§ **EXERCISE BRIEF**
Write the material out again, line by line, exactly as it is.

§ **RECORDED INFORMATION**

>> START

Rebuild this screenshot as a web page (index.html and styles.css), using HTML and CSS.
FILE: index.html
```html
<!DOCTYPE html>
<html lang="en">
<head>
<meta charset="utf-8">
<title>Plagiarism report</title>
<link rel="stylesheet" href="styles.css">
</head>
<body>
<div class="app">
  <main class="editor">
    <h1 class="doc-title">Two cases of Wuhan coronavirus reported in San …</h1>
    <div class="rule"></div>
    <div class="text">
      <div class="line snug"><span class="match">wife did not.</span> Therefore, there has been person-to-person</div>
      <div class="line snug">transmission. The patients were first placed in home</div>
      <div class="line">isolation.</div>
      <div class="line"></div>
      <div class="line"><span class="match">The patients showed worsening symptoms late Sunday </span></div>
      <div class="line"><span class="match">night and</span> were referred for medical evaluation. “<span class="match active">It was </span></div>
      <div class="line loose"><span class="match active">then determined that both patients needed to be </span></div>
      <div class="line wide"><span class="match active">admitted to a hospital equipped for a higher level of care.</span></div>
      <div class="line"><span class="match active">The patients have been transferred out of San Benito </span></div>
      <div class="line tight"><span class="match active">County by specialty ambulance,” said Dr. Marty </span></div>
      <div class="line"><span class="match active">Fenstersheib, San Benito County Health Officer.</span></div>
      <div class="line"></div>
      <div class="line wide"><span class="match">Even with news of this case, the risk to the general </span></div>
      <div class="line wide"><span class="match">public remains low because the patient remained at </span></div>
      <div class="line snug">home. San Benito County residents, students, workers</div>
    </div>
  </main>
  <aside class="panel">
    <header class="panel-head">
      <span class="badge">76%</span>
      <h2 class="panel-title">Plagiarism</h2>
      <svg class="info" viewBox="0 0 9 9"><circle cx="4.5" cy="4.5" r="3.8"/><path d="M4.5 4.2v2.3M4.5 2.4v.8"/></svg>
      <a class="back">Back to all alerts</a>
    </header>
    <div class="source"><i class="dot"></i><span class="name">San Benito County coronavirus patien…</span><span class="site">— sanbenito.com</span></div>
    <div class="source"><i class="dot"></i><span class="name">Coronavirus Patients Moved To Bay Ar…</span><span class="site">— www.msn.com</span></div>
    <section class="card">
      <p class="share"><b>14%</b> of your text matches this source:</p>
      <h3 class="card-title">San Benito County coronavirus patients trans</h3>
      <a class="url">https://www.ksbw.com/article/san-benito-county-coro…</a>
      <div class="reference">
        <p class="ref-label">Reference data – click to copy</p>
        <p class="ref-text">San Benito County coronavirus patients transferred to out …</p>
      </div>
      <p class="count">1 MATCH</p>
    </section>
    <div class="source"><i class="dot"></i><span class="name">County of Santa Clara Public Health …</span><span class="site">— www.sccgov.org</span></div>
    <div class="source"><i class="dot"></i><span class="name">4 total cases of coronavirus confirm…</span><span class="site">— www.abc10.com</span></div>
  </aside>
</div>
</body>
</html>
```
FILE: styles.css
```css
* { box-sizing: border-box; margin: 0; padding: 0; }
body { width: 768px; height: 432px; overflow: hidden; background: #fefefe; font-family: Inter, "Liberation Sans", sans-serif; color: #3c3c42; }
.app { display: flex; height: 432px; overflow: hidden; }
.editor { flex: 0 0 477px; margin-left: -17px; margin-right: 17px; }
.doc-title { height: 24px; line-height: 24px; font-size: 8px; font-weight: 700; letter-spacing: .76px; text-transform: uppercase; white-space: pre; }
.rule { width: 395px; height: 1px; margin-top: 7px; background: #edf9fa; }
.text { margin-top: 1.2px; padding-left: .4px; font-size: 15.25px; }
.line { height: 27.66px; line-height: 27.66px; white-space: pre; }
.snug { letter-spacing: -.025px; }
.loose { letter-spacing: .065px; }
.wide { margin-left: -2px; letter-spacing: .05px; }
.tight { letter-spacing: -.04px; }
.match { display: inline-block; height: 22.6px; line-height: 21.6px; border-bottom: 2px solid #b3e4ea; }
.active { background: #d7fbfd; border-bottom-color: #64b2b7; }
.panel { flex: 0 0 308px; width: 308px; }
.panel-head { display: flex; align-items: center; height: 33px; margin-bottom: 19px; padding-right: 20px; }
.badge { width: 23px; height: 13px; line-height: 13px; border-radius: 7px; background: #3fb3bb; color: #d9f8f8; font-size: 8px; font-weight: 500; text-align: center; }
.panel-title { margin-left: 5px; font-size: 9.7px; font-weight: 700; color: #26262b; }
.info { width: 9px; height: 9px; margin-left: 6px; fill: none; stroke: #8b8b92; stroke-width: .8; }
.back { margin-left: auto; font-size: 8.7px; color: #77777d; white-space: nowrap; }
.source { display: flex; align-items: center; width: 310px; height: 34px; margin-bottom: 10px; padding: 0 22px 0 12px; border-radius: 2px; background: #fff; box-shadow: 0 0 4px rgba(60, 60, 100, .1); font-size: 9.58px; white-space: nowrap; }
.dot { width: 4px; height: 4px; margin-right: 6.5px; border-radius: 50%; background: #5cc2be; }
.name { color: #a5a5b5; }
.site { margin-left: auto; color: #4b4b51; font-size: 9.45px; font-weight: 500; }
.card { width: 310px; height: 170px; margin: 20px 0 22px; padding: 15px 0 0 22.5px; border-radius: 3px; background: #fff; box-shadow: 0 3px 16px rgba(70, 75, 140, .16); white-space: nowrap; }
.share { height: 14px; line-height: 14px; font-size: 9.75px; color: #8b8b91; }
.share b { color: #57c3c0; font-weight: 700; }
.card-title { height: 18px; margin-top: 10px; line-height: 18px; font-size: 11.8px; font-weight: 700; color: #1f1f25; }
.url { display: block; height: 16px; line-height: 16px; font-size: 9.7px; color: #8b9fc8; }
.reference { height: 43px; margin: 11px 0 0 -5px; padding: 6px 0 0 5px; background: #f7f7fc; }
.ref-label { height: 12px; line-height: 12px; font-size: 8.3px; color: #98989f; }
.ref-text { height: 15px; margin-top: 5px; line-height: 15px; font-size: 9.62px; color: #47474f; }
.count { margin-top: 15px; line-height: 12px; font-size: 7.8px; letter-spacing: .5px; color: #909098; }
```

>> END

§ **SOLVED PROBLEM**
Rebuild this screenshot as a web page (index.html and styles.css), using HTML and CSS.
FILE: index.html
```html
<!DOCTYPE html>
<html lang="en">
<head>
<meta charset="utf-8">
<title>Plagiarism report</title>
<link rel="stylesheet" href="styles.css">
</head>
<body>
<div class="app">
  <main class="editor">
    <h1 class="doc-title">Two cases of Wuhan coronavirus reported in San …</h1>
    <div class="rule"></div>
    <div class="text">
      <div class="line snug"><span class="match">wife did not.</span> Therefore, there has been person-to-person</div>
      <div class="line snug">transmission. The patients were first placed in home</div>
      <div class="line">isolation.</div>
      <div class="line"></div>
      <div class="line"><span class="match">The patients showed worsening symptoms late Sunday </span></div>
      <div class="line"><span class="match">night and</span> were referred for medical evaluation. “<span class="match active">It was </span></div>
      <div class="line loose"><span class="match active">then determined that both patients needed to be </span></div>
      <div class="line wide"><span class="match active">admitted to a hospital equipped for a higher level of care.</span></div>
      <div class="line"><span class="match active">The patients have been transferred out of San Benito </span></div>
      <div class="line tight"><span class="match active">County by specialty ambulance,” said Dr. Marty </span></div>
      <div class="line"><span class="match active">Fenstersheib, San Benito County Health Officer.</span></div>
      <div class="line"></div>
      <div class="line wide"><span class="match">Even with news of this case, the risk to the general </span></div>
      <div class="line wide"><span class="match">public remains low because the patient remained at </span></div>
      <div class="line snug">home. San Benito County residents, students, workers</div>
    </div>
  </main>
  <aside class="panel">
    <header class="panel-head">
      <span class="badge">76%</span>
      <h2 class="panel-title">Plagiarism</h2>
      <svg class="info" viewBox="0 0 9 9"><circle cx="4.5" cy="4.5" r="3.8"/><path d="M4.5 4.2v2.3M4.5 2.4v.8"/></svg>
      <a class="back">Back to all alerts</a>
    </header>
    <div class="source"><i class="dot"></i><span class="name">San Benito County coronavirus patien…</span><span class="site">— sanbenito.com</span></div>
    <div class="source"><i class="dot"></i><span class="name">Coronavirus Patients Moved To Bay Ar…</span><span class="site">— www.msn.com</span></div>
    <section class="card">
      <p class="share"><b>14%</b> of your text matches this source:</p>
      <h3 class="card-title">San Benito County coronavirus patients trans</h3>
      <a class="url">https://www.ksbw.com/article/san-benito-county-coro…</a>
      <div class="reference">
        <p class="ref-label">Reference data – click to copy</p>
        <p class="ref-text">San Benito County coronavirus patients transferred to out …</p>
      </div>
      <p class="count">1 MATCH</p>
    </section>
    <div class="source"><i class="dot"></i><span class="name">County of Santa Clara Public Health …</span><span class="site">— www.sccgov.org</span></div>
    <div class="source"><i class="dot"></i><span class="name">4 total cases of coronavirus confirm…</span><span class="site">— www.abc10.com</span></div>
  </aside>
</div>
</body>
</html>
```
FILE: styles.css
```css
* { box-sizing: border-box; margin: 0; padding: 0; }
body { width: 768px; height: 432px; overflow: hidden; background: #fefefe; font-family: Inter, "Liberation Sans", sans-serif; color: #3c3c42; }
.app { display: flex; height: 432px; overflow: hidden; }
.editor { flex: 0 0 477px; margin-left: -17px; margin-right: 17px; }
.doc-title { height: 24px; line-height: 24px; font-size: 8px; font-weight: 700; letter-spacing: .76px; text-transform: uppercase; white-space: pre; }
.rule { width: 395px; height: 1px; margin-top: 7px; background: #edf9fa; }
.text { margin-top: 1.2px; padding-left: .4px; font-size: 15.25px; }
.line { height: 27.66px; line-height: 27.66px; white-space: pre; }
.snug { letter-spacing: -.025px; }
.loose { letter-spacing: .065px; }
.wide { margin-left: -2px; letter-spacing: .05px; }
.tight { letter-spacing: -.04px; }
.match { display: inline-block; height: 22.6px; line-height: 21.6px; border-bottom: 2px solid #b3e4ea; }
.active { background: #d7fbfd; border-bottom-color: #64b2b7; }
.panel { flex: 0 0 308px; width: 308px; }
.panel-head { display: flex; align-items: center; height: 33px; margin-bottom: 19px; padding-right: 20px; }
.badge { width: 23px; height: 13px; line-height: 13px; border-radius: 7px; background: #3fb3bb; color: #d9f8f8; font-size: 8px; font-weight: 500; text-align: center; }
.panel-title { margin-left: 5px; font-size: 9.7px; font-weight: 700; color: #26262b; }
.info { width: 9px; height: 9px; margin-left: 6px; fill: none; stroke: #8b8b92; stroke-width: .8; }
.back { margin-left: auto; font-size: 8.7px; color: #77777d; white-space: nowrap; }
.source { display: flex; align-items: center; width: 310px; height: 34px; margin-bottom: 10px; padding: 0 22px 0 12px; border-radius: 2px; background: #fff; box-shadow: 0 0 4px rgba(60, 60, 100, .1); font-size: 9.58px; white-space: nowrap; }
.dot { width: 4px; height: 4px; margin-right: 6.5px; border-radius: 50%; background: #5cc2be; }
.name { color: #a5a5b5; }
.site { margin-left: auto; color: #4b4b51; font-size: 9.45px; font-weight: 500; }
.card { width: 310px; height: 170px; margin: 20px 0 22px; padding: 15px 0 0 22.5px; border-radius: 3px; background: #fff; box-shadow: 0 3px 16px rgba(70, 75, 140, .16); white-space: nowrap; }
.share { height: 14px; line-height: 14px; font-size: 9.75px; color: #8b8b91; }
.share b { color: #57c3c0; font-weight: 700; }
.card-title { height: 18px; margin-top: 10px; line-height: 18px; font-size: 11.8px; font-weight: 700; color: #1f1f25; }
.url { display: block; height: 16px; line-height: 16px; font-size: 9.7px; color: #8b9fc8; }
.reference { height: 43px; margin: 11px 0 0 -5px; padding: 6px 0 0 5px; background: #f7f7fc; }
.ref-label { height: 12px; line-height: 12px; font-size: 8.3px; color: #98989f; }
.ref-text { height: 15px; margin-top: 5px; line-height: 15px; font-size: 9.62px; color: #47474f; }
.count { margin-top: 15px; line-height: 12px; font-size: 7.8px; letter-spacing: .5px; color: #909098; }
```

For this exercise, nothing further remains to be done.